Still, 303 electoral votes ain’t chicken feed, and both sides have to observe a certain decorum after a hard-fought campaign. When Boehner went before the television cameras Wednesday, he made a point of saying his message was “not one of confrontation … Mr. President, this is your moment. We’re ready to be led,” the House speaker said.

But leading the Republicans who have battled Obama for four years is not so easily done, and the president has the scars to show it.

Some analysts see an opening in the wake of a solid reelection victory. “The president has new negotiating leverage,” says Thomas Mann, a congressional scholar at the Brookings Institution. “He has a group of Republican senators who aren’t willing to spend four more years being whipped by Mitch McConnell into unified opposition. The Republicans need something affirmative. Just saying no or stopping things is not sufficient.”

That is the fervent hope of White House officials as they turn their attention to the year-end deadline known as the fiscal cliff.
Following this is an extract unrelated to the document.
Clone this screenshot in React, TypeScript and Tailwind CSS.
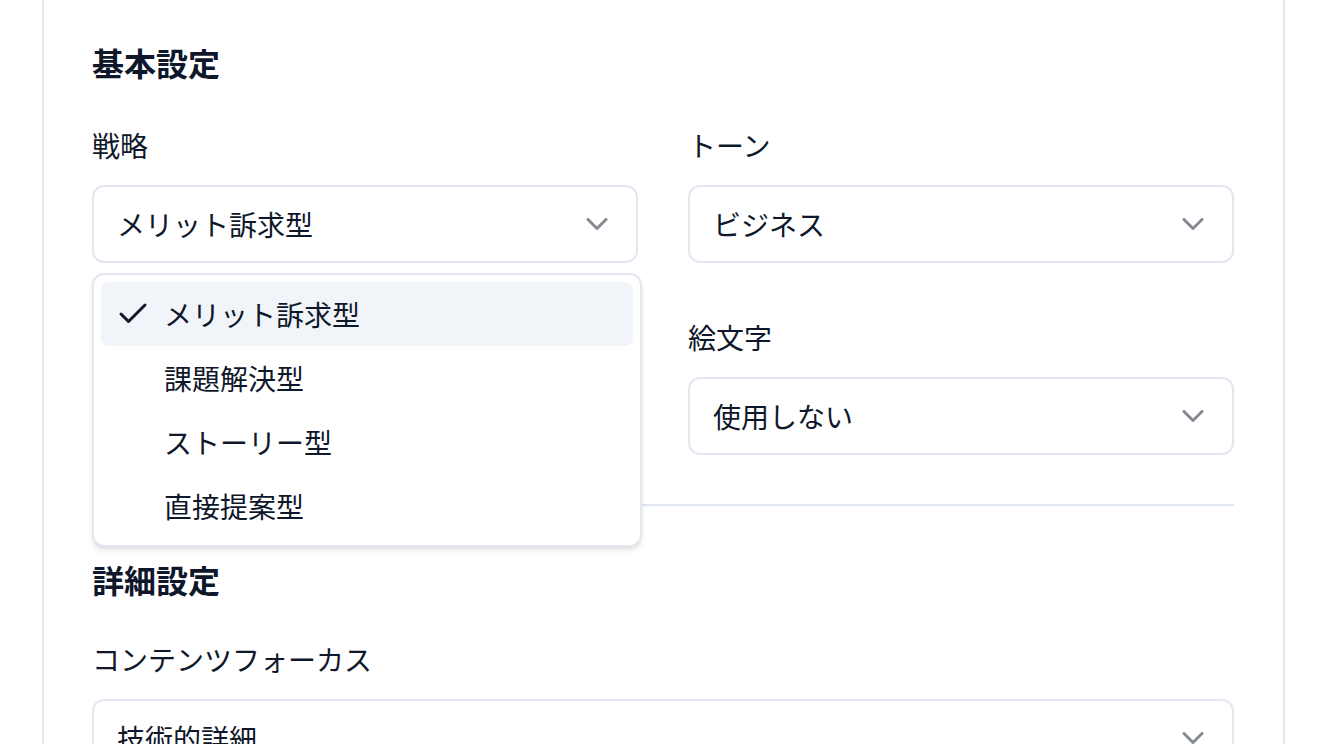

Obama has said he believes his reelection would “break the fever” that has paralyzed Washington and move the GOP toward a more cooperative stance, knowing he’ll be in power another four years.

As an additional incentive, says Mann, “Republicans are terrified about demographic trends and the possibility of being marginalized over the long haul.” Obama, for instance, won 71 percent of the Hispanic vote, according to exit polls.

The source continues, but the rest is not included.